October 19, 2017
Ryan Shazier tackles Giovani Bernard in their 2016 playoff game. (USA Today Sports)
The results are different. Many players are different. But as the film of the Pittsburgh Steelers defense rolls inside the meeting rooms at Paul Brown Stadium this week, make no mistake, this group ranked third in yards and fourth in points allowed hasn’t changed.
This is prototypical Steelers defense. The reputation built over generations of leading the league has returned. As for what that looks like, just take tape of recent relatively subpar seasons and hit x16 on the DVR.
“They are fast as hell,” tight end C.J. Uzomah said.
The past three years the Steelers attempted to rebuild a group that spent much of the early portion of this century lofted atop the defensive rankings. The process has taken time to mold. Ben Roethlisberger, Antonio Brown and Le’Veon Bell replaced the defense as the calling card of Pittsburgh football.
In fact, after back-to-back years leading the league in points allowed from 2010-11, they gradually regressed outside of the top 10, until ranking 10th again last year.

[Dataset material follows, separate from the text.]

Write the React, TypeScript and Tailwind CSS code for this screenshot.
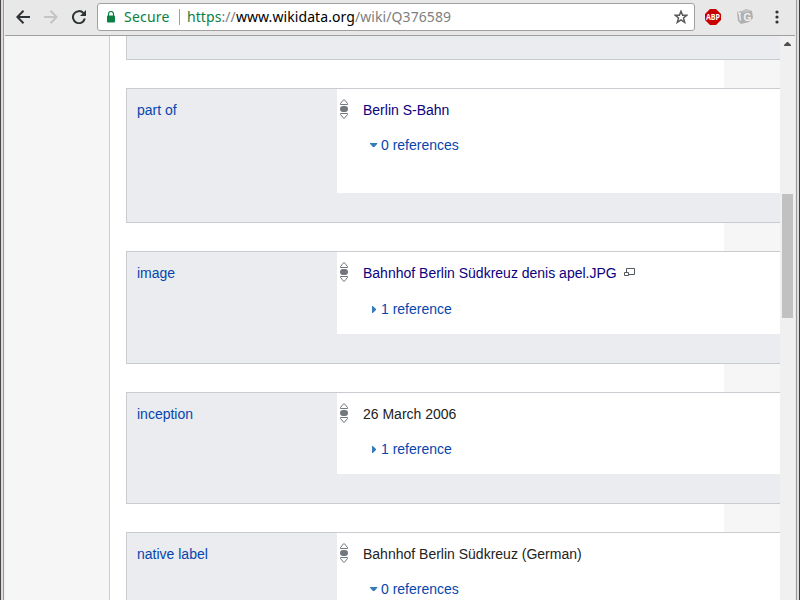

Struggles in the secondary and pass rush often were to blame.
No more. Now with seven of the 11 starters 24 years old or younger and new pieces scattered across all three levels, the zone schemes that built the reputation are matched by the ability to execute. In a hurry.
In 2015, they ranked 30th in passing yards allowed. They currently lead the NFL.
“The scheme doesn’t change,” said Marvin Lewis. “The zone blitz started in 1993, and they continue to plug guys in while everybody else stays in their spots. So that helps you play well. As they plug in new pieces, they’re able to use their abilities as best they can within the game plan.”
The new pieces are providing depth and versatility. The development should ring familiar for Bengals fans. The exact same dynamic is happening in stripes. You’ll have a hard time finding two defenses with brighter futures than the two sharing Heinz Field on Sunday.
While the Bengals point to pass rusher Carl Lawson, the Steelers match with first-round pick OLB T.J. Watt. The Bengals proudly boast rising 2016 draft picks Nick Vigil and William Jackson III, the Steelers do the same watching 2016 picks CB Artie Burns (first round), DT Javon Hargrave (third round) and S Sean Davis (second round) excel as starters.
Fresh faces are as much a part of the NFL story as sacks and interceptions, but new players don’t always mean new results. In the parallel paths of the Bengals and Steelers, they have.
“Some of our young players are not new to us, they are getting into the prime of their careers — mid-20s — it’s a natural maturation that has taken place for a number of individuals,” Steelers coach Mike Tomlin said. “It’s showing for us collectively. There is an appearance they are playing faster because they have more experience and understanding of how what they are doing fits into the big picture. That allows you to hustle and play free.”
Nobody plays freer than Ryan Shazier, not new to the Bengals or the nightmares of running back Giovani Bernard, who took one of the nastiest hits in PBS history in the January 2016 playoff game.
“I feel like it starts with him,” Uzomah said of Shazier.
He’s ascended to be one of the premier linebackers in football and for a defense impressing with their speed, anticipation and tracking of tight ends and running backs jumps off the page. He ranks fifth in the NFL in tackles, already forced two fumbles, picked off two passes and broke up six more.
Couple his range with the addition of former Browns cornerback Joe Haden along with instant success from Burns, selected one pick after Jackson III last year, and the stiff pass defense makes perfect sense.
“The two corners, you can go complete quarters of a game watching and hardly notice them, and that’s a compliment,” Bengals receivers coach James Urban said. “The ball isn’t pushed out that way because they are playing the scheme so well. That is the whole thing. The linebacker-level players get in the lanes and make you make throws you shouldn’t make or take away throws you think you can make because of how they leverage the ball.”
Different, but the same.
“They're younger,” said A.J. Green, who caught only two passes for 38 yards in his lone game against the Steelers last year. “But they still play the same way, they play sound defense. They make you play the sticks, they drive the ball, no big plays.”
The days where Green would terrorize an overwhelmed Steelers secondary with 11 receptions for 224 yards as he did in 2014 or 17 catches for 250 yards as he did in the two combined 2015 regular season meetings are probably a thing of the past.
Still, even through relatively lean defensive years for the Steelers, the Bengals haven’t scored more than 21 points against Pittsburgh since September of 2009.
The blur of new speed only accentuates the Bengals’ issues in this series. The job for Andy Dalton and company only grows more challenging.
“Every time we have played them they have played us tough no matter what their defense is ranked in the league that year,” guard Clint Boling said. “There are some different pieces, but it’s a familiar game.”